Attempting to deflect criticism away from Costa and the PS, Martins said “at the moment” it was necessary to concentrate on “national and international solidarity towards the local population,” for “everyone to comply with safety rules and to be alert to Civil Protection appeals” and for the media, “to ensure the necessary respect towards the victims.”

She added, “Of course there will be an evaluation later. We know that we have problems in the country that have been badly resolved for a long time, but… We’ll have time for everything else later.”

The truth is that there have been countless evaluations after previous disasters, which have been ignored by successive governments.

Former Alentejo firefighter, Nelson Rosado, on the Facebook site, Special Unit for Combating Forest Fires 2017, said, “Does anyone know, or better, the international press know that a prisoner earns twice as much to clean the beaches as a firefighter puts out fires?

“We do not want money, we want the Government once and for all to know how to give us the due value and respect.”

“As long as there is business in our forest every year people will die and lose their lives. As for us firemen, we will always be despised,” Rosado concluded.

Writing on the firefighters website Bombeiros.pt, former Fireman Sérgio Cipriano declared, “What failed on Saturday? Everything, as it has failed for decades.”

“It was not known where the lightning was going to fall, but many warned that wherever it fell it would be a disaster.

“There is strictly nothing new to say. Everything has been studied, explained and written in the last decade and a half. There were commissions of all shapes and sizes. And a lot of serious work was done. But everything else was missing. They did not want to deal with forest fires… The integration of prevention and fire-fighting was lacking… They did not think long term. And everything has been postponed the same as always: making the forest a priority, making a third of the national territory a priority.”

Cripiano is referring to the dozens of inquiries held and reports produced after fires in 2003 that destroyed 425,000 hectares (1,650 square miles), nearly 5 percent of the country, and 340,000 hectares (1,300 square miles) two years later.

They identified the problems associated with the fact that Portugal is particularly vulnerable to fires, not only because of its Mediterranean climate but also because of climate change, which has extended the wildfire season from two to up to five months over the last 50 years. Portugal has the highest proportion of forest area in Europe (38 percent), most of which (85 percent) is in private hands and poorly managed or abandoned or planted with acres of highly flammable Eucalyptus trees, owned by paper production corporations.

According to academics Paulo Mateus and Paulo Fernandes, “The Portuguese forest service (PFS) went through copious and frequent changes in the last four decades, which clearly signals lack of understanding of its role by policy and decision makers. The PFS organization is highly volatile since 2003, with consecutive organic restructuring and changes in objectives and strategies that disturb functioning and compromise the definition and attainment of long-term goals” (Forest Fires in Portugal: Dynamics, Causes and Policies, August 2014).
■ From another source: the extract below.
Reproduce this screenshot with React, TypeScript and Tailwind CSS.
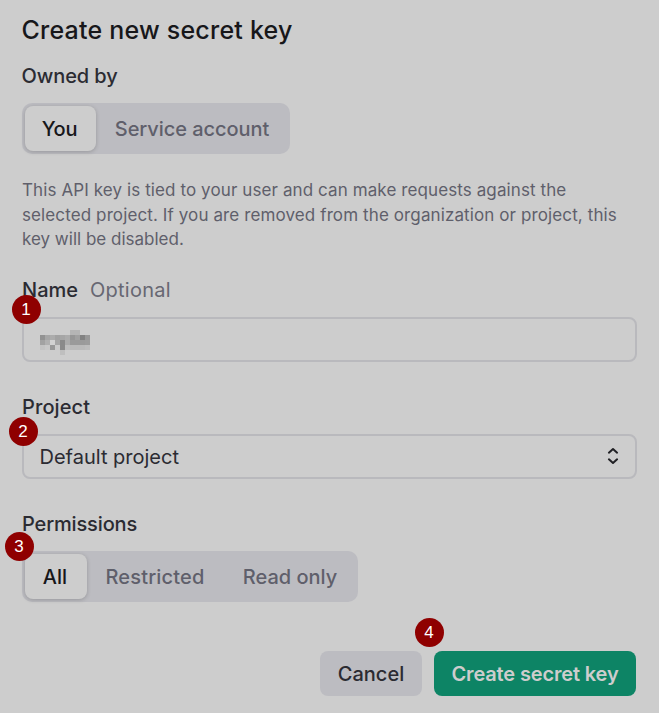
import type { ReactNode } from "react";

function Badge({ n, place }: { n: number; place: string }) {
  return (
    <span
      className={`absolute z-10 flex size-[29px] items-center justify-center rounded-full bg-[#8f0000] pr-px font-['Liberation_Sans',sans-serif] text-[17px] leading-none text-white ${place}`}
    >
      {n}
    </span>
  );
}

function Label({ children, spacing }: { children: ReactNode; spacing: string }) {
  return (
    <div className={`text-[20px] leading-6 font-medium whitespace-nowrap text-[#2b2b32] ${spacing}`}>
      {children}
    </div>
  );
}

type TabProps = { children: ReactNode; active?: boolean; className: string };

function Tab({ children, active, className }: TabProps) {
  return (
    <button
      className={`flex h-[45px] items-center justify-center rounded-[8px] text-[20px] font-medium whitespace-nowrap ${
        active ? "bg-[#cdcdcd] pr-[2px] text-[#17171a] shadow-[0_1px_4px_rgba(0,0,0,0.2)]" : "text-[#5f5f6b]"
      } ${className}`}
    >
      {children}
    </button>
  );
}

// Shades of the censored value; null leaves the field's background visible.
const MOSAIC: (string | null)[][] = [
  [null, null, null, null, null, null, "#b5b5b5", "#b5b5b5", null, null],
  ["#929292", "#a6a6a6", "#acacac", "#a2a2a2", "#a6a6a6", "#acacac", "#969696", "#a0a0a0", "#828282", "#989898"],
  ["#a2a2a2", "#b0b0b0", "#d2d2d2", "#a6a6a6", "#8a8a8a", "#ababab", "#9a9a9a", "#9a9a9a", "#9a9a9a", "#9c9c9c"],
  ["#c3c3c3", "#c8c8c8", "#989898", "#cbcbcb", "#8a8a8a", "#bdbdbd", "#bababa", "#bababa", "#bababa", "#bdbdbd"],
  [null, null, null, null, "#bfbfbf", null, null, null, null, null],
];

export default function App() {
  return (
    <main className="relative h-[713px] w-[659px] overflow-hidden bg-[#cdcdcd] px-[22px] pt-[14px] font-['Inter',sans-serif]">
      <h1 className="-ml-[0.5px] text-[25px] leading-8 font-medium tracking-[0.21px] whitespace-nowrap text-[#17171a]">
        Create new secret key
      </h1>
      <Label spacing="mt-[18px] -ml-[0.5px] tracking-[-0.1px]">Owned by</Label>
      <div className="mt-[15px] flex h-[51px] w-[268px] rounded-[10px] bg-[#bcbcc1] p-[3px]">
        <Tab active className="w-[71px] tracking-[-0.2px]">You</Tab>
        <Tab className="w-[191px] pl-[1px] tracking-[-0.06px]">Service account</Tab>
      </div>
      <p className="mt-6 text-[17px] leading-[24.5px] tracking-[0.1px] whitespace-nowrap text-[#5f5f6b]">
        This API key is tied to your user and can make requests against the
        <br />
        <span className="tracking-[0.11px]">selected project. If you are removed from the organization or project, this</span>
        <br />
        <span className="tracking-[0px]">key will be disabled.</span>
      </p>

      <Label spacing="mt-[26.5px] flex gap-3">
        <span>Name</span>
        <span className="font-normal tracking-[0.25px] text-[#676772]">Optional</span>
      </Label>
      <div className="mt-[15px] h-[45px] w-[615px] rounded-[8px] border-2 border-[#b9b9bd] pt-[11px] pl-[16px]">
        <div className="grid w-[50px] grid-cols-10">
          {MOSAIC.flat().map((shade, i) => (
            <span key={i} className="size-[5px]" style={{ backgroundColor: shade ?? "transparent" }} />
          ))}
        </div>
      </div>

      <Label spacing="mt-[33px] tracking-[0.1px]">Project</Label>
      <div className="mt-[15px] flex h-[45px] w-[615px] items-center justify-between rounded-[8px] border-2 border-[#b9b9bd] px-[16px] text-[20px] text-[#2b2b32]">
        <span className="-ml-[0.5px]">Default project</span>
        <svg className="-mt-px" width="12" height="18" viewBox="0 0 12 18" fill="none" stroke="#202024" strokeWidth="2" strokeLinecap="round" strokeLinejoin="round">
          <path d="M1.9 5.7 6 2.1l4.1 3.6M1.9 12.3 6 15.9l4.1-3.6" />
        </svg>
      </div>

      <Label spacing="mt-[33px] tracking-[-0.15px]">Permissions</Label>
      <div className="mt-[15px] flex h-[51px] w-[336px] rounded-[10px] bg-[#bcbcc1] p-[3px]">
        <Tab active className="w-[62px]">All</Tab>
        <Tab className="w-[136px] tracking-[0.18px]">Restricted</Tab>
        <Tab className="w-[132px] pl-[2px]">Read only</Tab>
      </div>

      <div className="mt-[49px] mr-[1px] flex justify-end gap-3 text-[20px] whitespace-nowrap">
        <button className="h-[45px] w-[102px] rounded-[8px] bg-[#bcbcc1] font-medium text-[#2b2b32]">Cancel</button>
        <button className="h-[45px] w-[202px] rounded-[8px] bg-[#0d8465] font-semibold tracking-[-0.14px] text-[#cdcdcd]">
          Create secret key
        </button>
      </div>

      <Badge n={1} place="top-[295px] left-[12px]" />
      <Badge n={2} place="top-[417px] left-[9px]" />
      <Badge n={3} place="top-[532px] left-[5px]" />
      <Badge n={4} place="top-[618px] left-[415px]" />
    </main>
  );
}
The reports called for a forest fire defence plan that focused on prevention and completely overhauled and co-ordinated firefighting.

A Forest Fire Protection Plan (PNDFCI) was implemented by the PS government of José Socrates (2005-2011) but according to Cipriano, it was seen as “too ambitious” and “reduced to its smallest expression.” The Fire Analysis and Use Groups, which were created and “had an essential performance in the early years” were by 2008 “already being demobilized” and the rules governing forest management “were being forgotten” and the plantations authorised haphazardly. The Ministry of Internal Administration responsible for firefighting at the time was led by none other than António Costa, the current prime minister.

Since it came to power in 2015, the PS government, despite all protestations that it has rejected austerity, has continued on the same path. This year it has cut the Environment Agency’s paltry €1.5 billion budget by 10.5 percent.

Mário Centeno, the PS finance minister, has won the plaudits of the European Union and International Monetary Fund for his “unwavering commitment” to cutting the fiscal deficit to the lowest since democracy was restored in Portugal in 1974. Portugal has repaid loans more than it was required to at the same time as bailing out a series of banks.

A recent report stated that international businesses were returning to Portugal because of its low wages and lack of industrial strife. Bond ratings agency Moody’s said it is considering moving Portugal from junk status to investment grade—but only if the government “make further ambitious strides to bring down the deficit with faster fiscal consolidation,” i.e., more austerity.

This is the government that the pseudo-left Left Bloc and Stalinist Communist Party are maintaining in power.